Fox bought the rights to the U.S. Open for the next 12 years. So there is at least one bright spot here: they have to get better at broadcasting golf, because they paid a large amount of money for it, between this and several other PGA events. When it comes to sports, Fox buys things, doesn’t read the manual, and then figures out the whole operation while the vehicle is in motion. Sometimes they hit a few parked cars as they get going, and the 2015 U.S. Open will just have to go as another entry on the accident report.
They do have some cool stuff they can legitimately say worked, like the ball tracker, which helps the 97 percent of the population who cannot spot a white ball in flight against a light blue sky. Greg Norman was pretty good, even if he struggled to say the word “otolith,” and even if half that pretty-goodness is his accent. Americans cannot resist sports commentary with an accent, particularly if they’re convinced that accent instantly conveys some set of superior character attributes.*
*Australian accent hints: tougher, more chill than Americans, and possibly capable of effortlessly surviving months in a desert climate at the drop of a hat.
The rest is and was bad. Even the casual sports omnivore dropping in on a slow weekend could tell that this was bad TV made badly and at great expense. Fox missed big shots, or was late to them. They showed a shockingly low number of actual live golf shots relative to their peers. They ran an information-poor broadcast that often missed player ID and score, and at one point lost their leaderboard graphics package entirely. Cameras had difficulty tracking the ball, announcers ran together and over each other, and interviews ranged from the mundane to the bizarre. Somehow, on a seaside course with adjacent mountain scenery, the 2015 U.S. Open felt like watching golf through a spyglass.

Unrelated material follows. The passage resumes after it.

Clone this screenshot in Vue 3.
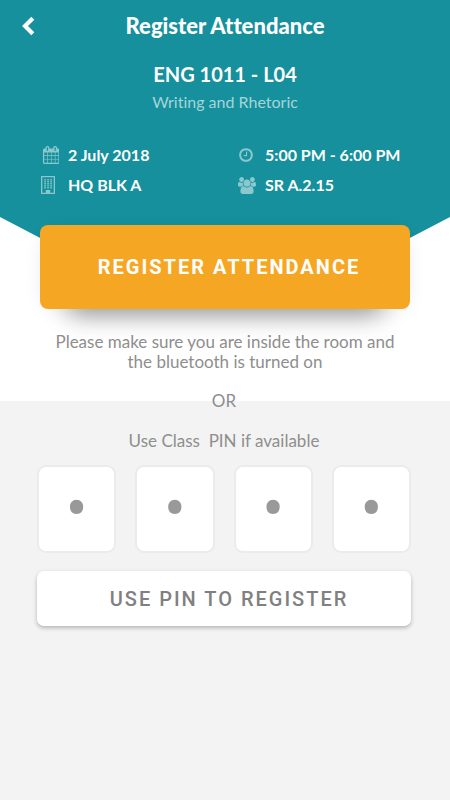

It was fundamentally bad TV for the following reasons.
One: Televised golf is one of the hardest sporting events to pull off with anything resembling competence. It takes place in staggered series across 18 holes with at least one camera on each hole, and multiple cameras on most. For the TV production geek looking up at 70 monitors of green grass, it doesn’t mean just paying attention to two teams. It means knitting all that together into a live narrative as it’s happening, and doing it all from the production truck with at least eight different people in your ear and 18 different stories going on at once.
The phrase “shuttle launch” is used a lot, and with reason. If you do it right, everything ends up floating along nicely and with a deceptive lack of effort. Do it wrong, though, and everything blows up on the launchpad.
Two: A lack of chemistry and flight hours together in the booth and production truck. It’s not like Mark Loomis, the producer of Fox’s U.S. Open coverage, hasn’t done this before. Loomis worked with ABC/ESPN on three of the four majors prior to coming to Fox, and was hired especially for this. But unlike those ABC/ESPN crews or CBS’ Masters team, which have been working together in some variation for 15 or 20 years, Fox’s team doesn’t have this familiarity. They don’t know the quirks of each other’s timing, and haven’t developed the kind of rhythm that veteran crews have. That kind of inexperience might not be totally noticeable on something like a football broadcast. In something as intricate as televised golf, though, a couple of hitches in the rope make big knots with a quickness.